Task brief: Identify the lines that contain the word "Write", then copy them.

Given records:
** BEGIN **

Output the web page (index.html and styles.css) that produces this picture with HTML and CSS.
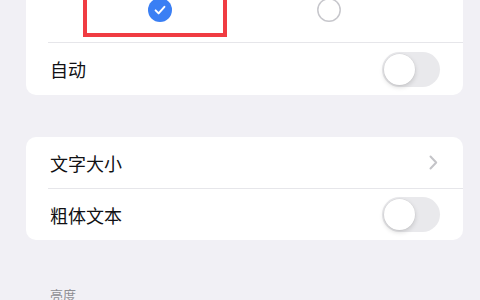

** END **
** BEGIN **

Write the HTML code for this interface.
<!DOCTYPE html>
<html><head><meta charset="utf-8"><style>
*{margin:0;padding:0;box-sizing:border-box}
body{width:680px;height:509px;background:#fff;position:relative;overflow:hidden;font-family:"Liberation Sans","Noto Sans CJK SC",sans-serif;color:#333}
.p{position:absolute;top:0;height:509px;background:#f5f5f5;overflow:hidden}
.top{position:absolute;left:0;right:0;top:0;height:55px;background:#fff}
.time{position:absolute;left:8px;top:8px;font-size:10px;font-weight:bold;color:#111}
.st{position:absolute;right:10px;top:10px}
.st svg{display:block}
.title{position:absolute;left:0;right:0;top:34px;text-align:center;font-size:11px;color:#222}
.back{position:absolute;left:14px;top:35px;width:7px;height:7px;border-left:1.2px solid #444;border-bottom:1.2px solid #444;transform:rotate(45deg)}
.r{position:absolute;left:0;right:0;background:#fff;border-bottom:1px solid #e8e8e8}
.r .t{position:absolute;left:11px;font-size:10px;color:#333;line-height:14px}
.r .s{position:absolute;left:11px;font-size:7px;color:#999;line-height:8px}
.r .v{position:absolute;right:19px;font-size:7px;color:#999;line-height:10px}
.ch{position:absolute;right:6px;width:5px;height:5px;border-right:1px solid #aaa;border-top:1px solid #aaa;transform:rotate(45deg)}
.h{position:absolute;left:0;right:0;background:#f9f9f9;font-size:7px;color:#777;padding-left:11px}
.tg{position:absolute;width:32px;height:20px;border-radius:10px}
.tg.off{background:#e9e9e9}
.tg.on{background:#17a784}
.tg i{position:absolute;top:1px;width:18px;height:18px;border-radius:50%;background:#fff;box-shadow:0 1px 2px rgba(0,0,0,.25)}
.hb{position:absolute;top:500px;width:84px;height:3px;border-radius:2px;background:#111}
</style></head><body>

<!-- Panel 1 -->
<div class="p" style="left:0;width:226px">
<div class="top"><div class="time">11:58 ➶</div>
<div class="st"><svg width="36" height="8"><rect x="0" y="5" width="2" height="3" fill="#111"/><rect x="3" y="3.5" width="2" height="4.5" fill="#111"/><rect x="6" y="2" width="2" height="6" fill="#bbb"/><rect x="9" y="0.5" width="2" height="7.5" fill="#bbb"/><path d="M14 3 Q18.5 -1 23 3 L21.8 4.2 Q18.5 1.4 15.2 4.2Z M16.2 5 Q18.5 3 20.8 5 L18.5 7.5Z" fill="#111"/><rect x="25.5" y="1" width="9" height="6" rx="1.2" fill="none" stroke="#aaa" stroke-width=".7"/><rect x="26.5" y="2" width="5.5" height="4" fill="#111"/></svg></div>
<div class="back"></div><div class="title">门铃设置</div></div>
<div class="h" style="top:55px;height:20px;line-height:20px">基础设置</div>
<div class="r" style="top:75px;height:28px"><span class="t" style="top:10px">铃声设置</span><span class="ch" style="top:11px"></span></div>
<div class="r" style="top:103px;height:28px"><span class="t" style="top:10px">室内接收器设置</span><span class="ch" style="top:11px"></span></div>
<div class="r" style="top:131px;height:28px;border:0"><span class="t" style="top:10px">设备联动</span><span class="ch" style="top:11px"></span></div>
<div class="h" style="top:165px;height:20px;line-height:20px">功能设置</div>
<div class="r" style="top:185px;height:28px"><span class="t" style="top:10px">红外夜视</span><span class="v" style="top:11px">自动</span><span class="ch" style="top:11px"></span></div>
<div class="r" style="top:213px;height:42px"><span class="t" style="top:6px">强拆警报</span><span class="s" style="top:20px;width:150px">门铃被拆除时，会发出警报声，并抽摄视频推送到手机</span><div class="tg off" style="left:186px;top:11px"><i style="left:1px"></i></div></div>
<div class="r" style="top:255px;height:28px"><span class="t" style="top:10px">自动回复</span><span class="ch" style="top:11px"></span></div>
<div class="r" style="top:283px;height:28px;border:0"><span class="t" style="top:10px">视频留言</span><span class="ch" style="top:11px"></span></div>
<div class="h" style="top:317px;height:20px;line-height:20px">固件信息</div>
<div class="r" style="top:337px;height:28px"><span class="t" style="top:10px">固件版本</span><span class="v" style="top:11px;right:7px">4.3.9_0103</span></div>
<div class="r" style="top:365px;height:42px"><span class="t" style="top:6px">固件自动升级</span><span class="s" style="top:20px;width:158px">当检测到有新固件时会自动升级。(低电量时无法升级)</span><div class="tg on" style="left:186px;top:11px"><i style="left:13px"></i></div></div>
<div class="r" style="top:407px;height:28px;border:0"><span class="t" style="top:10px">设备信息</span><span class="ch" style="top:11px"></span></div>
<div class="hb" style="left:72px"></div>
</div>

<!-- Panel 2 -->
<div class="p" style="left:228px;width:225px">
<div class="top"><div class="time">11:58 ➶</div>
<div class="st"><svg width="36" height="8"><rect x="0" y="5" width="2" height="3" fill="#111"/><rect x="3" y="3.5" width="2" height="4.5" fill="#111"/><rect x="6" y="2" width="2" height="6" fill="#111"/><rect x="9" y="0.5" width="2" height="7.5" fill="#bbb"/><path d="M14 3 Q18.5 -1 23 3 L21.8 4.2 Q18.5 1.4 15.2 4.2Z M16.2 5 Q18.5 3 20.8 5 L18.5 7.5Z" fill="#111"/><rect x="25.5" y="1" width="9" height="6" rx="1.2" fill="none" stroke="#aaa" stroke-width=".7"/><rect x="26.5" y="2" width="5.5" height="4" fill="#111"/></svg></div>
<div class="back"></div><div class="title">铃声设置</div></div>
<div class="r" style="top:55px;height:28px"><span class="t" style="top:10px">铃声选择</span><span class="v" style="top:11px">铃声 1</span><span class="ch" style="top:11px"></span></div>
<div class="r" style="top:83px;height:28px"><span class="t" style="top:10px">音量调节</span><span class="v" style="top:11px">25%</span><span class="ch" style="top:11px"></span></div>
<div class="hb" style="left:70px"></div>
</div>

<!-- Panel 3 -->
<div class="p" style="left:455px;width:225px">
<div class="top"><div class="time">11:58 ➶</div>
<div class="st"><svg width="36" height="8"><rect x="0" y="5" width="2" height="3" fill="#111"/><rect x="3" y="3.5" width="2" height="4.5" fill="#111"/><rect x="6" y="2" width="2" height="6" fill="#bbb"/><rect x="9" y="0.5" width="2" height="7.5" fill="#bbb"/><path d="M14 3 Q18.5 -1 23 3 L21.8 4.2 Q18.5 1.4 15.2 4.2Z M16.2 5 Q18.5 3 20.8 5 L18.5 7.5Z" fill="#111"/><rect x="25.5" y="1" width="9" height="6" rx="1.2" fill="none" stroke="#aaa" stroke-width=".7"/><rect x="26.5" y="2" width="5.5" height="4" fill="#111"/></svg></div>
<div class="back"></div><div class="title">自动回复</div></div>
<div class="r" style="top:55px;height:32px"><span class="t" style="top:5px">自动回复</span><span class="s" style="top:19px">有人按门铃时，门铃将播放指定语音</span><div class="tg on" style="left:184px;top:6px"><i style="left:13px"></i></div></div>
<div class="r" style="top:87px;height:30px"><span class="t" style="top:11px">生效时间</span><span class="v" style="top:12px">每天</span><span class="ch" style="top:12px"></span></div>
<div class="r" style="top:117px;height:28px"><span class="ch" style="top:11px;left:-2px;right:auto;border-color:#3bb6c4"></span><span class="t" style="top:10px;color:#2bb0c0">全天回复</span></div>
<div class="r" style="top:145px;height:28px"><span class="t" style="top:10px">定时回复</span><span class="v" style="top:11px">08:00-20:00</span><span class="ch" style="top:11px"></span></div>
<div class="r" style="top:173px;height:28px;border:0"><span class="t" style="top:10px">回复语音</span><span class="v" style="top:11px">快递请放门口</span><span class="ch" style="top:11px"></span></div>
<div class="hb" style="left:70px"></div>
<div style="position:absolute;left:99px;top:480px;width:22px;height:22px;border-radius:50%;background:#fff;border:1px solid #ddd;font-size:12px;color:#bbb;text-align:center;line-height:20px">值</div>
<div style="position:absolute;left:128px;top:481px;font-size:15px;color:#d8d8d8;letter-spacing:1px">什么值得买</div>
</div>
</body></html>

** END **
** BEGIN **

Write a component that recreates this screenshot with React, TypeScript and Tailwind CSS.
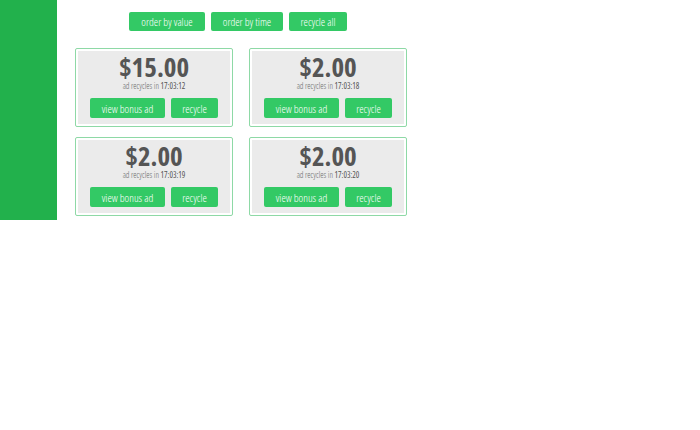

** END **

Output below:
Write the HTML code for this interface.
Write a component that recreates this screenshot with React, TypeScript and Tailwind CSS.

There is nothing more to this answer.